Many mechanical systems involve water-rubber interfaces such as joints sealing, tire/road or wiper blade/windscreen contacts. Their friction mechanisms rises from the combining three major sources which relative contribution depends on the environment of the contact and the water phases:

- The proper viscoelastic dissipation of the rubber itself ;

- The adhesive nature of the contact which is governed both by the molecular structure and the surfaces roughness ;

- The dynamics of the multi-asperity interface.
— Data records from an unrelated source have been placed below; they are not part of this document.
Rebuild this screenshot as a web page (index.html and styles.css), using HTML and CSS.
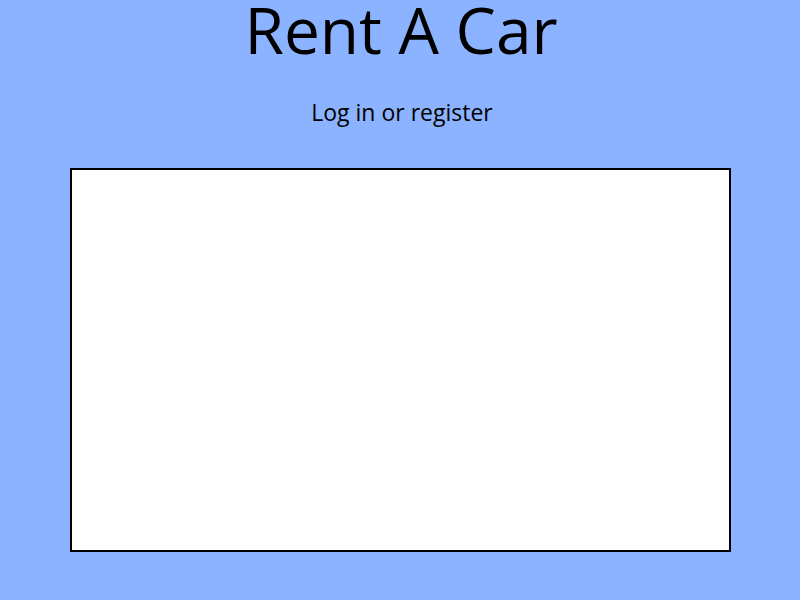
FILE: index.html
```html
<!DOCTYPE html>
<html>
<head>
<meta charset="utf-8">
<link rel="stylesheet" href="styles.css">
</head>
<body>
<div class="page">
  <h1 class="title">Rent A Car</h1>
  <p class="subtitle">Log in or register</p>
  <div class="panel"></div>
</div>
</body>
</html>
```
FILE: styles.css
```css
html, body {
  margin: 0;
  padding: 0;
  background: #8cb3ff;
  height: 100%;
}
.page {
  display: flex;
  flex-direction: column;
  align-items: center;
  font-family: "Open Sans", sans-serif;
  color: #000;
}
.title {
  margin: 0;
  font-weight: 400;
  font-size: 64px;
  line-height: 60px;
  margin-left: 2px;
}
.subtitle {
  margin: 37px 0 0 0;
  font-size: 23px;
  line-height: 30px;
  margin-left: 4px;
}
.panel {
  margin-top: 41px;
  width: 657px;
  height: 380px;
  background: #fff;
  border: 2px solid #000;
  margin-left: 1px;
}
```
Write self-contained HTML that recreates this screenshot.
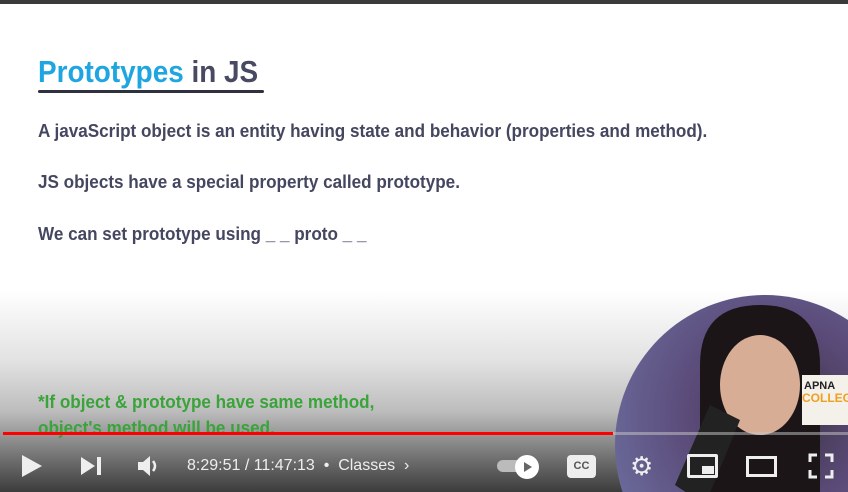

In this framework, the challenge is the investigation of the water-rubber interfaces over a macroscopic scale that covers a sufficient amount of contact spots in order to develop a statistical approach. In this talk, the latter is highlighted through two particular examples:

- The stick-slip of an elastomer/glass contact immersed in liquid water : thanks to a model, based on a single degree-of-freedom mass-spring-damper oscillator we defined a stability criterion combining on the elastomer intrinsic material damping and the friction-velocity dependence. The origin of the instability is explained the physical nature of the contact spots in which we pointed out the prior importance of adhesion capillary forces. A friction law based on the surface topography analysis of the rubber has been established ;

- The unexpected coupling between adhesion, elastomer viscoelasticity and thermal effects in the frictional behavior of an ice/rubber contact: thanks to a in situ contact area measurements, a dimensionless friction master curve was obtained with the sliding velocity, regardless of the temperature and the material properties. A predictive friction model was proposed to explain the bell-shape friction-velocity curve for which the classical WLF transform is not relevant.